Most people familiar with cryptocurrencies know that a blockchain is a chain of transaction blocks tied together by cryptographic hashes. Many could also identify what a smart contract can do, based on an understanding of Ethereum. However, when it comes to more technical terminology, such as Virtual Machines, Turing-completeness, or opcodes, it can start to get a little too technical. Here, we explain some of these concepts in a beginner-friendly way.
What is a Virtual Machine?
Ethereum introduced the first virtual machine, so we’ll use it as an example to explain how one works. Essentially, it’s a processing machine for smart contracts running on Ethereum. In this context, a smart contract can be anything from a simple ERC20 token to a more complex set of code underpinning a decentralized application.
The Ethereum Virtual Machine (EVM) creates an abstraction layer between the smart contract code and the machine that executes it – the Ethereum network. Smart contracts on Ethereum are coded in Solidity, a programming language developed by one of the Ethereum founding members, Dr. Gavin Wood.
The EVM doesn’t execute Solidity code directly. Instead, when a developer is ready to deploy their smart contract, the code is compiled into opcodes. Opcodes are a set of 140 unique instructions that the EVM uses to execute specific tasks based on the smart contract’s coded instructions.
Each opcode has a defined base gas cost, although some may also charge a dynamic gas cost. Gas is the computational effort that it will take to execute any given transaction on the Ethereum network and forms the basis of calculating transaction fees.
Turing-completeness refers to the ability of a computer to solve any computable problems. The 140 opcodes used by the EVM allow it to be Turing-complete in principle, as they’re designed to compute any scenario. However, on a practical level, the EVM isn’t really Turing-complete because every computation is constrained by the available gas.
Why are Virtual Machines Important?
The Ethereum Virtual Machine was the first of its kind, introducing smart contract functionality to the world. Bitcoin, and all predecessor platforms, were only capable of monetary transactions involving the transfer of Bitcoin or other cryptocurrencies. There was no functionality to introduce conditions to a transaction. Therefore, the significance of Virtual Machines is that they level up a blockchain from being a vehicle for monetary transactions to a decentralized computer.

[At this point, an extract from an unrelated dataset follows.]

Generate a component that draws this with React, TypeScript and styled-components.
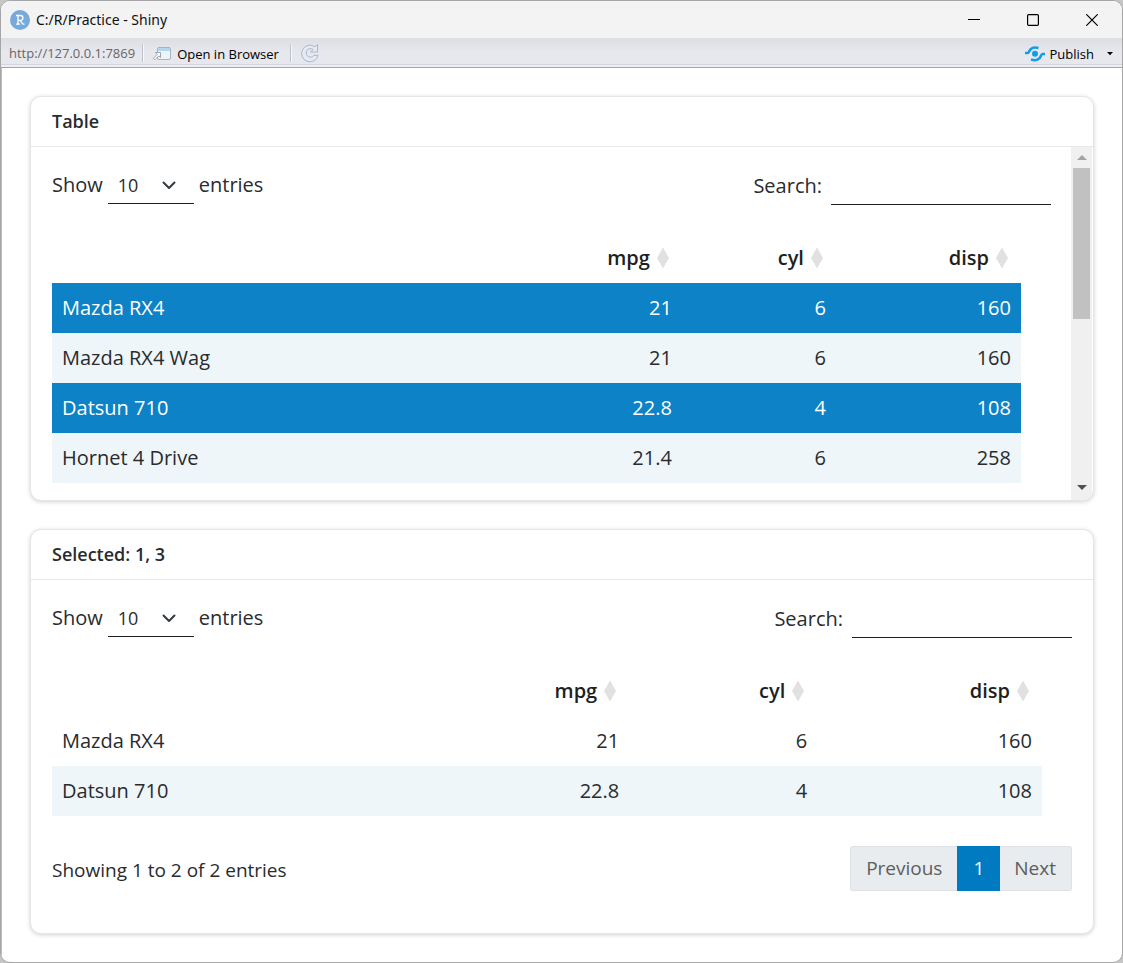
import React, { useId } from "react";
import styled, { createGlobalStyle } from "styled-components";

const GlobalStyle = createGlobalStyle`
  *, *::before, *::after { box-sizing: border-box; }
  body {
    margin: 0;
    background: #c6c6c6;
    color: #292b2e;
    font-family: "Open Sans", "Noto Sans", sans-serif;
    font-size: 20px;
    font-weight: 400;
  }
  button, input, select { font: inherit; color: inherit; }
`;

const Window = styled.div`
  display: flex;
  flex-direction: column;
  min-height: 100vh;
  border: 1px solid #a6a6a6;
  border-radius: 10px;
  background: #fff;
  overflow: hidden;
`;

const TitleBar = styled.header`
  display: flex;
  align-items: center;
  height: 37px;
  padding: 0 1px 0 9px;
  background: #f3f3f3;
`;

const WindowTitle = styled.h1`
  flex: 1;
  margin: 0 0 0 6px;
  color: #111;
  font-family: "Noto Sans", "Open Sans", sans-serif;
  font-size: 14px;
  font-weight: 400;
`;

const CaptionButton = styled.button`
  display: flex;
  align-items: center;
  justify-content: center;
  width: 59px;
  height: 37px;
  padding: 0;
  border: 0;
  background: none;
`;

const Toolbar = styled.nav`
  display: flex;
  align-items: center;
  height: 30px;
  padding: 0 3px 0 8px;
  border-bottom: 1px solid #8aa9db;
  background: linear-gradient(#dcdee4 0, #e6e8ed 14px, #e6e8ed 26px, #d4d7dd 26px, #d4d7dd 27px, #eceef2 27px);
  color: #000;
  font-family: "Open Sans", "Noto Sans", sans-serif;
  font-size: 13px;
  font-weight: 400;
`;

const Address = styled.span`
  color: #666;
`;

const Divider = styled.span`
  width: 2px;
  height: 18px;
  margin: 0 8px 0 11px;
  border-left: 1px solid #bfc2c8;
  border-right: 1px solid #f8f8fa;

  ${Address} + & { margin-left: 7px; }
`;

const ToolButton = styled.button`
  display: flex;
  align-items: center;
  gap: 5px;
  padding: 2px 0 0;
  border: 0;
  background: none;
`;

const Spacer = styled.span`
  flex: 1;
`;

const Page = styled.main`
  display: flex;
  flex: 1;
  flex-direction: column;
  gap: 28px;
  padding: 28px;
  border-left: 1px solid #a9bce0;
`;

const Card = styled.section`
  display: flex;
  flex: 1 0 405px;
  flex-direction: column;
  border: 1px solid #e6e6e6;
  border-radius: 11px;
  background: #fff;
  box-shadow: 0 1px 4px rgba(0, 0, 0, 0.18);
  overflow: hidden;
`;

const CardTitle = styled.h2`
  margin: 0;
  padding: 0 21px 1px;
  border-bottom: 1px solid #e8e8e8;
  font-size: 18px;
  font-weight: 600;
  line-height: 48px;
`;

const CardBody = styled.div`
  display: flex;
  flex: 1;
`;

const TableArea = styled.div<{ $scrolls?: boolean }>`
  flex: 1;
  padding: 20px ${(p) => (p.$scrolls ? 20 : 21)}px 0 21px;
`;

const Controls = styled.div`
  display: flex;
  align-items: flex-start;
  justify-content: space-between;
  height: 66px;
  line-height: 35px;
`;

const Length = styled.label`
  display: flex;
  gap: 5px;
`;

const SelectWrap = styled.span`
  display: grid;
  align-items: center;
  width: 86px;

  select, svg { grid-area: 1 / 1; }
  svg { justify-self: end; margin-right: 18px; pointer-events: none; }
`;

const Select = styled.select`
  width: 100%;
  height: 37px;
  padding: 0 10px;
  border: 0;
  border-bottom: 1px solid #1d1f21;
  border-radius: 0;
  appearance: none;
  background: none;
  font-size: 18px;
`;

const Search = styled.label`
  display: flex;
  gap: 9px;
  line-height: 37px;
`;

const SearchInput = styled.input`
  width: 220px;
  height: 38px;
  padding: 0 10px;
  border: 0;
  border-bottom: 1px solid #1d1f21;
  background: none;
`;

const Table = styled.table`
  width: calc(100% - 30px);
  border-collapse: collapse;
  table-layout: fixed;
`;

const Col = styled.col<{ $share?: number }>`
  width: ${(p) => (p.$share ? `${p.$share}%` : "auto")};
`;

const Th = styled.th`
  height: 50px;
  padding: 0 10px 1px;
  color: #1d1f21;
  font-weight: 600;
  text-align: right;
`;

const SortButton = styled.button`
  display: inline-flex;
  align-items: center;
  gap: 7px;
  padding: 0 3px 0 0;
  border: 0;
  background: none;
`;

const Row = styled.tr<{ $tone: "plain" | "stripe" | "selected" }>`
  background: ${(p) => ({ plain: "#fff", stripe: "#eef6fa", selected: "#0d82c6" })[p.$tone]};
  color: ${(p) => (p.$tone === "selected" ? "#fff" : "inherit")};
`;

const Td = styled.td`
  height: 50px;
  padding: 0 10px 1px;
  text-align: right;

  &:first-child { text-align: left; }
`;

const ScrollTrack = styled.div`
  display: flex;
  flex-direction: column;
  align-items: center;
  width: 21px;
  margin-right: 1px;
  padding-bottom: 2px;
  background: #f0f0f0;
`;

const ScrollButton = styled.button`
  display: flex;
  align-items: center;
  justify-content: center;
  width: 21px;
  height: 21px;
  padding: 0;
  border: 0;
  background: none;
`;

const ScrollLane = styled.div`
  flex: 1;
  display: flex;
  flex-direction: column;
`;

const ScrollThumb = styled.div`
  flex: 0 0 49%;
  width: 17px;
  background: #c1c1c1;
`;

const Footer = styled.div`
  display: flex;
  align-items: flex-start;
  justify-content: space-between;
  margin-top: 30px;
  font-size: 19px;
`;

const Info = styled.p`
  margin: 0;
  line-height: 48px;
`;

const Pagination = styled.nav`
  display: flex;
  height: 45px;
`;

const PageButton = styled.button<{ $active?: boolean; $end?: "left" | "right" }>`
  padding: 0 15px 1px ${(p) => (p.$end === "right" ? 14 : 15)}px;
  border: 1px solid ${(p) => (p.$active ? "#007bc2" : "#dee2e6")};
  border-left-width: ${(p) => (p.$end === "right" ? 0 : 1)}px;
  border-right-width: ${(p) => (p.$end === "left" ? 0 : 1)}px;
  border-radius: ${(p) => (p.$end === "left" ? "3px 0 0 3px" : p.$end === "right" ? "0 3px 3px 0" : "0")};
  background: ${(p) => (p.$active ? "#007bc2" : "#e9ecef")};
  color: ${(p) => (p.$active ? "#fff" : "#5c5e60")};
`;

type Car = { name: string; mpg: string; cyl: string; disp: string; tone: "plain" | "stripe" | "selected" };

const cars: Car[] = [
  { name: "Mazda RX4", mpg: "21", cyl: "6", disp: "160", tone: "selected" },
  { name: "Mazda RX4 Wag", mpg: "21", cyl: "6", disp: "160", tone: "stripe" },
  { name: "Datsun 710", mpg: "22.8", cyl: "4", disp: "108", tone: "selected" },
  { name: "Hornet 4 Drive", mpg: "21.4", cyl: "6", disp: "258", tone: "stripe" },
];

const selectedCars: Car[] = [
  { name: "Mazda RX4", mpg: "21", cyl: "6", disp: "160", tone: "plain" },
  { name: "Datsun 710", mpg: "22.8", cyl: "4", disp: "108", tone: "stripe" },
];

function TableControls() {
  const id = useId();
  return (
    <Controls>
      <Length htmlFor={`${id}-length`}>
        Show
        <SelectWrap>
          <Select id={`${id}-length`} defaultValue="10">
            <option>10</option>
          </Select>
          <svg width="14" height="10" viewBox="0 0 14 10" fill="none" stroke="#343a40" strokeWidth="2" strokeLinecap="round" strokeLinejoin="round" aria-hidden="true">
            <path d="M1.5 1.500 7 7 12.500 1.500" />
          </svg>
        </SelectWrap>
        entries
      </Length>
      <Search htmlFor={`${id}-search`}>
        Search:
        <SearchInput id={`${id}-search`} type="search" />
      </Search>
    </Controls>
  );
}

function CarTable({ rows, shares }: { rows: Car[]; shares: number[] }) {
  return (
    <Table>
      <colgroup>
        <Col />
        {shares.map((s) => <Col key={s} $share={s} />)}
      </colgroup>
      <thead>
        <tr>
          <Th as="td" />
          {["mpg", "cyl", "disp"].map((name) => (
            <Th key={name} scope="col">
              <SortButton type="button">
                {name}
                <svg width="12" height="22" viewBox="0 0 12 22" fill="#e1e1e1" aria-hidden="true">
                  <path d="M6 .5 12 11 6 21.500 0 11z" />
                </svg>
              </SortButton>
            </Th>
          ))}
        </tr>
      </thead>
      <tbody>
        {rows.map((r) => (
          <Row key={r.name} $tone={r.tone}>
            <Td>{r.name}</Td>
            <Td>{r.mpg}</Td>
            <Td>{r.cyl}</Td>
            <Td>{r.disp}</Td>
          </Row>
        ))}
      </tbody>
    </Table>
  );
}

export default function App() {
  return (
    <>
      <GlobalStyle />
      <Window>
        <TitleBar>
          <svg width="20" height="20" viewBox="0 0 20 20" aria-hidden="true">
            <circle cx="10" cy="10" r="10" fill="#75aadb" />
            <g fill="none" stroke="#fff" strokeWidth="1.300">
              <path d="M6 5.500h4.500a2.400 2.400 0 0 1 0 4.800H8M8 5.500v8.700M6 14.200h4M10 10.300l3 3.900h1.500" />
            </g>
          </svg>
          <WindowTitle>C:/R/Practice - Shiny</WindowTitle>
          <CaptionButton type="button" aria-label="Minimize">
            <svg width="12" height="12" viewBox="0 0 12 12" stroke="#000"><path d="M0 5.500h12" /></svg>
          </CaptionButton>
          <CaptionButton type="button" aria-label="Maximize">
            <svg width="12" height="12" viewBox="0 0 12 12" fill="none" stroke="#000" strokeWidth="1.200"><rect x=".6" y=".6" width="10.800" height="10.800" rx="1.200" /></svg>
          </CaptionButton>
          <CaptionButton type="button" aria-label="Close">
            <svg width="12" height="12" viewBox="0 0 12 12" stroke="#000" strokeWidth="1.200"><path d="M.3.3l11.400 11.400M11.700.3.3 11.700" /></svg>
          </CaptionButton>
        </TitleBar>
        <Toolbar>
          <Address>http://127.0.0.1:7869</Address>
          <Divider />
          <ToolButton type="button">
            <svg width="20" height="16" viewBox="0 0 20 16" fill="none" aria-hidden="true">
              <rect x="5.500" y="1.500" width="13" height="12" rx="1.500" fill="#eef3f8" stroke="#a3b4c6" />
              <path d="M6 2h12v3H6z" fill="#b4d5ee" />
              <path d="M3.500 6.500h5v5L6.800 9.800l-4 4-1.500-1.500 4-4z" fill="#fff" stroke="#8d9cab" strokeWidth=".9" />
            </svg>
            Open in Browser
          </ToolButton>
          <Divider />
          <ToolButton type="button" aria-label="Reload">
            <svg width="20" height="20" viewBox="0 0 20 20" fill="none" aria-hidden="true">
              <path d="M14.800 2.800 17.500 .8V8h-7l2.600-2.500A4.300 4.300 0 1 0 14 11.300h4A8.300 8.300 0 1 1 14.800 2.800z" fill="#e4ebf5" stroke="#a9b7cb" strokeLinejoin="round" />
            </svg>
          </ToolButton>
          <Spacer />
          <ToolButton type="button">
            <svg width="20" height="16" viewBox="0 0 20 16" fill="none" stroke="#109ceb" strokeWidth="2.600" aria-hidden="true">
              <path d="M0 7h2.500C4 7 4 5 5.500 3.400S9 .8 13.500 2M20 8h-2.500c-1.500 0-1.500 2.500-3 4.200S11 15.200 6 13.500" />
              <circle cx="10" cy="7.800" r="3" fill="#109ceb" stroke="none" />
            </svg>
            Publish
            <svg width="20" height="6" viewBox="0 0 20 6" aria-hidden="true"><path d="M8 1h6l-3 3.200z" fill="#000" /></svg>
          </ToolButton>
        </Toolbar>
        <Page>
          <Card>
            <CardTitle>Table</CardTitle>
            <CardBody>
              <TableArea $scrolls>
                <TableControls />
                <CarTable rows={cars} shares={[18, 15.9, 19.1]} />
              </TableArea>
              <ScrollTrack>
                <ScrollButton type="button" aria-label="Scroll up">
                  <svg width="10" height="5" viewBox="0 0 10 5" fill="#a3a3a3"><path d="M5 0l5 5H0z" /></svg>
                </ScrollButton>
                <ScrollLane><ScrollThumb /></ScrollLane>
                <ScrollButton type="button" aria-label="Scroll down">
                  <svg width="10" height="5" viewBox="0 0 10 5" fill="#505050"><path d="M5 5L0 0h10z" /></svg>
                </ScrollButton>
              </ScrollTrack>
            </CardBody>
          </Card>
          <Card>
            <CardTitle>Selected: 1, 3</CardTitle>
            <CardBody>
              <TableArea>
                <TableControls />
                <CarTable rows={selectedCars} shares={[18, 19, 22.7]} />
                <Footer>
                  <Info>Showing 1 to 2 of 2 entries</Info>
                  <Pagination aria-label="Table pages">
                    <PageButton type="button" $end="left">Previous</PageButton>
                    <PageButton type="button" $active>1</PageButton>
                    <PageButton type="button" $end="right">Next</PageButton>
                  </Pagination>
                </Footer>
              </TableArea>
            </CardBody>
          </Card>
        </Page>
      </Window>
    </>
  );
}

That’s not to say that the EVM is perfect. It’s difficult to debug or upgrade smart contracts. Furthermore, the Ethereum network is unscalable and suffers from high transaction fees due to overload.
Can Virtual Machines Connect To One Another?
Although Ethereum itself has aging architecture, the benefit of it having been around for so long is that other developers have now launched their own platforms with virtual machines that can connect to the EVM. Metaverse is one case in point.
The Metaverse Virtual Machine allows anyone to build smart contracts and deploy them on the Metaverse chain using the same toolsets as Ethereum’s smart contracts. Because it’s EVM compatible, any developer that already runs applications on Ethereum can migrate their dApps to Metaverse without losing any functionality. Furthermore, the platform offers lower fees and higher throughput, meaning a better user experience.
Perhaps most attractive is that Metaverse is fully interoperable with the Ethereum ecosystem and all ERC20 tokens.
Metaverse is based on the Substrate development framework, which is the same one used by Polkadot, allowing quick and easy deployment. Developers can opt to develop projects around Metaverse Smart Tokens (MSTs,) which are the equivalent of ERC20, Metaverse Identifiable Tokens, which are non-fungible, or Avatars, which are a self-sovereign identity feature.
Although Ethereum continues to dominate as a development platform, it’s becoming evident that the network’s problems are insurmountable in its current format. Therefore, developers would do well to look around for compatible alternatives, which allow them access to faster speeds and lower costs without locking themselves out of the buzzing Ethereum ecosystem.